=== Data shown ===
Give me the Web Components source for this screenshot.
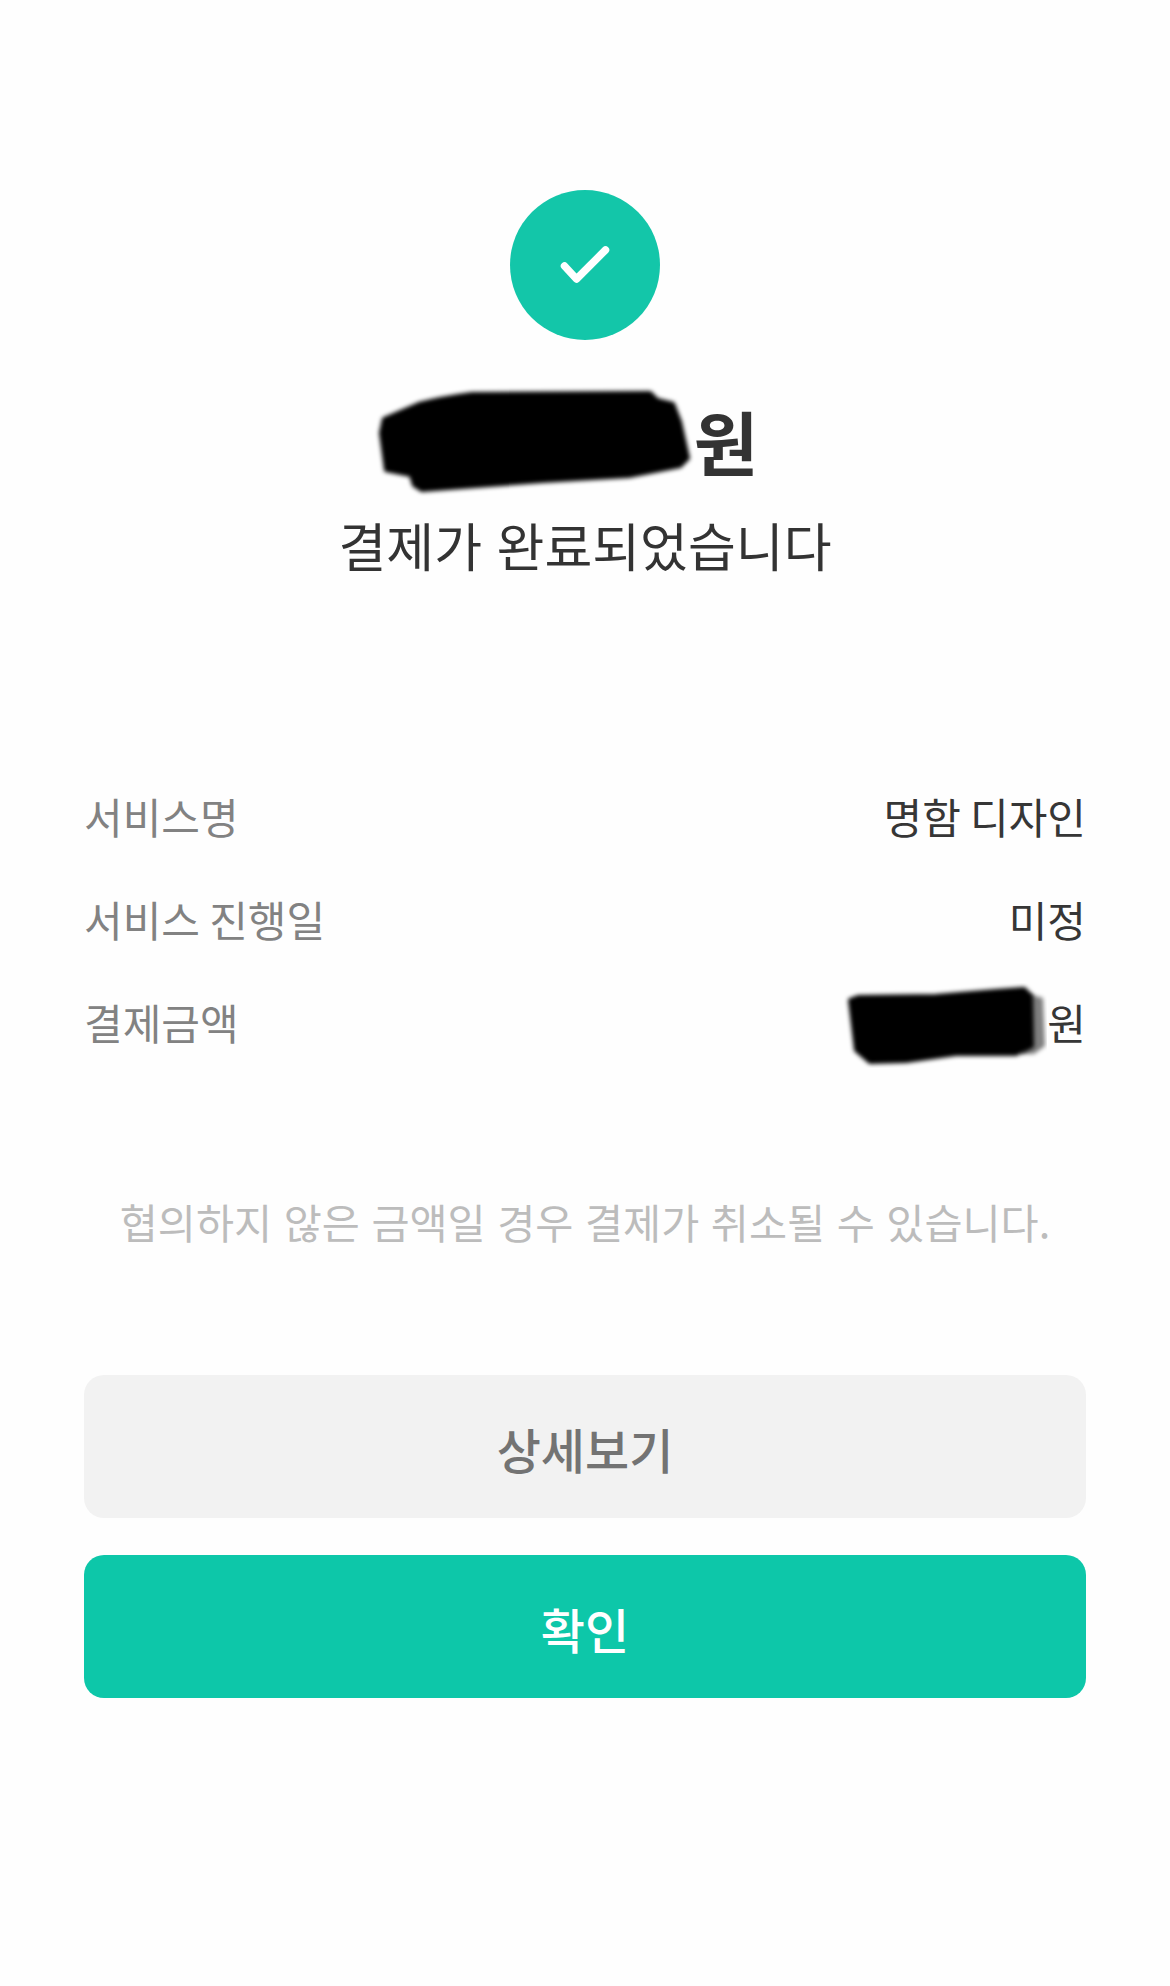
<!doctype html>
<html lang="ko"><head><meta charset="utf-8">
<style>
html,body{margin:0;background:#fff}
body{font-family:"Noto Sans CJK KR","Noto Sans",sans-serif;color:#333}
</style></head><body>
<payment-done></payment-done>
<script>
class RedactBlob extends HTMLElement{
  connectedCallback(){
    const w=+this.getAttribute('w'),h=+this.getAttribute('h');
    const d2=this.getAttribute('d2');
    const r=this.attachShadow({mode:'open'});
    r.innerHTML=`<style>:host{display:block;flex:none;width:${w}px;height:${h}px}svg{display:block;overflow:visible}</style>
    <svg width="${w}" height="${h}" viewBox="0 0 ${w} ${h}"><defs><filter id="b" x="-5%" y="-8%" width="110%" height="116%"><feGaussianBlur stdDeviation="2.2"/></filter></defs>
    ${d2?`<path filter="url(#b)" fill="#000" fill-opacity=".5" d="${d2}"/>`:''}
    <path filter="url(#b)" fill="#000" stroke="#000" stroke-width="4" stroke-linejoin="round" d="${this.getAttribute('d')}"/></svg>`;
  }
}
customElements.define('redact-blob',RedactBlob);

class CheckBadge extends HTMLElement{
  constructor(){super();this.attachShadow({mode:'open'}).innerHTML=`<style>:host{display:block;width:150px;height:150px}svg{display:block}</style>
  <svg width="150" height="150" viewBox="0 0 150 150"><circle cx="75" cy="75" r="75" fill="#13c6a9"/><path d="M54.500 76L66.500 89L95.500 60" fill="none" stroke="#fff" stroke-width="7.500" stroke-linecap="round" stroke-linejoin="round"/></svg>`;}
}
customElements.define('check-badge',CheckBadge);

class InfoRow extends HTMLElement{
  constructor(){super();this.attachShadow({mode:'open'}).innerHTML=`<style>
  :host{display:flex;justify-content:space-between;align-items:center;height:103px;font-size:42px;line-height:60px;word-spacing:-2.500px}
  .l{color:#828282}.v{color:#363636;display:flex;align-items:center}
  </style><span class="l"><slot name="label"></slot></span><span class="v"><slot></slot></span>`;}
}
customElements.define('info-row',InfoRow);

class ActionButton extends HTMLElement{
  constructor(){super();this.attachShadow({mode:'open'}).innerHTML=`<style>
  :host{display:flex;align-items:center;justify-content:center;box-sizing:border-box;height:143px;padding-top:3px;border-radius:20px;font-size:48px;font-weight:500;background:#f2f2f2;color:#737373}
  :host([primary]){background:#0dc7a9;color:#fff}
  </style><slot></slot>`;}
}
customElements.define('action-button',ActionButton);

class PaymentDone extends HTMLElement{
  constructor(){super();this.attachShadow({mode:'open'}).innerHTML=`<style>
  :host{display:block;box-sizing:border-box;height:1986px;padding:190px 84px 0;background:#fefefe}
  .top{display:flex;flex-direction:column;align-items:center}
  .amount{display:flex;align-items:center;height:110px;margin-top:46px;font-size:70px;font-weight:700;color:#333;line-height:110px}
  .amount redact-blob{margin:0 3px 0 -35px}
  .sub{font-size:52px;line-height:70px;color:#333;margin-top:14px}
  .rows{margin-top:184px}
  .note{margin-top:118px;text-align:center;font-size:41.400px;line-height:60px;color:#bcbcbc;white-space:nowrap}
  .btns{display:flex;flex-direction:column;gap:37px;margin-top:124px}
  </style>
  <div class="top">
    <check-badge></check-badge>
    <div class="amount"><redact-blob w="314" h="102" d="M7 29L42 14Q65 8 95 4L273 3L280 10L296 14L303 32L311 68L303 76L252 86L165 91L45 100L37 95L34 85L9 80L4 43Z"></redact-blob><span>원</span></div>
    <div class="sub">결제가 완료되었습니다</div>
  </div>
  <div class="rows">
    <info-row><span slot="label">서비스명</span>명함 디자인</info-row>
    <info-row><span slot="label">서비스 진행일</span>미정</info-row>
    <info-row><span slot="label">결제금액</span><redact-blob w="199" h="76" style="margin-right:2px" d="M4 16L12 13L90 12L150 7L178 5L185 12L186 62L170 70L110 70L60 77L24 78L10 66Z" d2="M183 10L197 14L199 62L188 70L175 70Z"></redact-blob>원</info-row>
  </div>
  <div class="note">협의하지 않은 금액일 경우 결제가 취소될 수 있습니다.</div>
  <div class="btns">
    <action-button>상세보기</action-button>
    <action-button primary>확인</action-button>
  </div>`;}
}
customElements.define('payment-done',PaymentDone);
</script>
</body></html>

=== Problem to solve ===
The lines to collect are those holding the string "this"; copy them all.

=== Response below ===
Give me the Web Components source for this screenshot.
    const w=+this.getAttribute('w'),h=+this.getAttribute('h');
    const d2=this.getAttribute('d2');
    const r=this.attachShadow({mode:'open'});
    <path filter="url(#b)" fill="#000" stroke="#000" stroke-width="4" stroke-linejoin="round" d="${this.getAttribute('d')}"/></svg>`;
  constructor(){super();this.attachShadow({mode:'open'}).innerHTML=`<style>:host{display:block;width:150px;height:150px}svg{display:block}</style>
  constructor(){super();this.attachShadow({mode:'open'}).innerHTML=`<style>
  constructor(){super();this.attachShadow({mode:'open'}).innerHTML=`<style>
  constructor(){super();this.attachShadow({mode:'open'}).innerHTML=`<style>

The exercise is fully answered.